A striking example occurred when the Times lent its front page to a fabricated and now thoroughly discredited story by Judith Miller and Michael Gordon in September, 2002 claiming that Iraq had WMD.
That was just weeks before Congress took a vote to “authorize” George W. Bush to launch an invasion of Iraq. I still recall the day I looked at that article and thought it was fact free and source free and that any decent editor would turn it back. It was clear at that moment that the fix was in and that we were on our way to a war which our Elite had decided upon. (Judith Miller eventually was the sacrificial lamb when that story and its origins in Dick Cheney’s office became known. But the co-author, Michael R. Gordon, continues as the “chief military correspondent” for the Times, and the editors in charge have never been punished.)
It seems that the situation has got worse with the rise of Trump who endangers the Imperium’s quest for world domination by seeking to “get along” with Russia and China. Once Trump took that stance, the vitriol and vituperation became a daily feature in the Times. Indeed their columnist Timothy Egan seems to write about little else these days. Only Maureen Dowd provides occasional timid relief, daring to point out that Trump “talks to the press,” a dig at Hillary who does not. (Clinton has not had so much as a single press conference in almost a year.)
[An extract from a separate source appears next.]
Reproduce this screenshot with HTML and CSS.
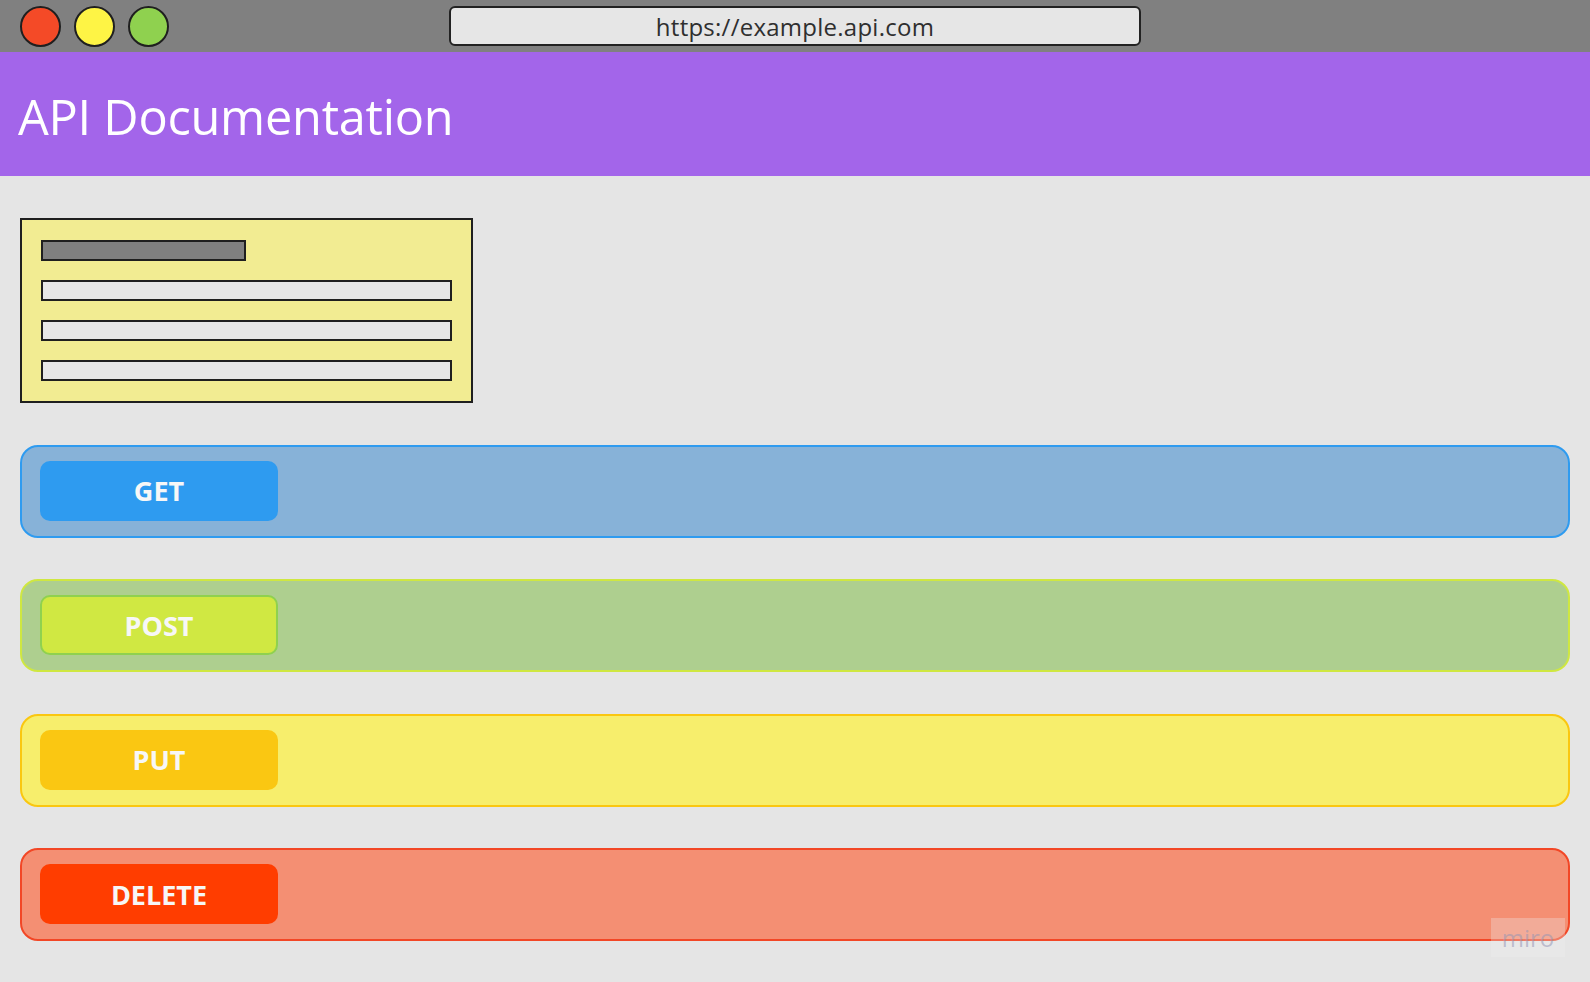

I know that many Times readers now seek out Fox, just like the letter writer quoted above. And many also turn to Breitbart and the Drudge Report as well as RT and China Daily. Even when the Times reports some actual facts, it reports only selected ones (A half truth is a full lie.) or buries them in a narrative that neutralizes them.
More Times readers should recognize that they are being taken for a ride. And they should stop being so damned cocksure and snooty about their “knowledge.” They often look more foolish than they might think.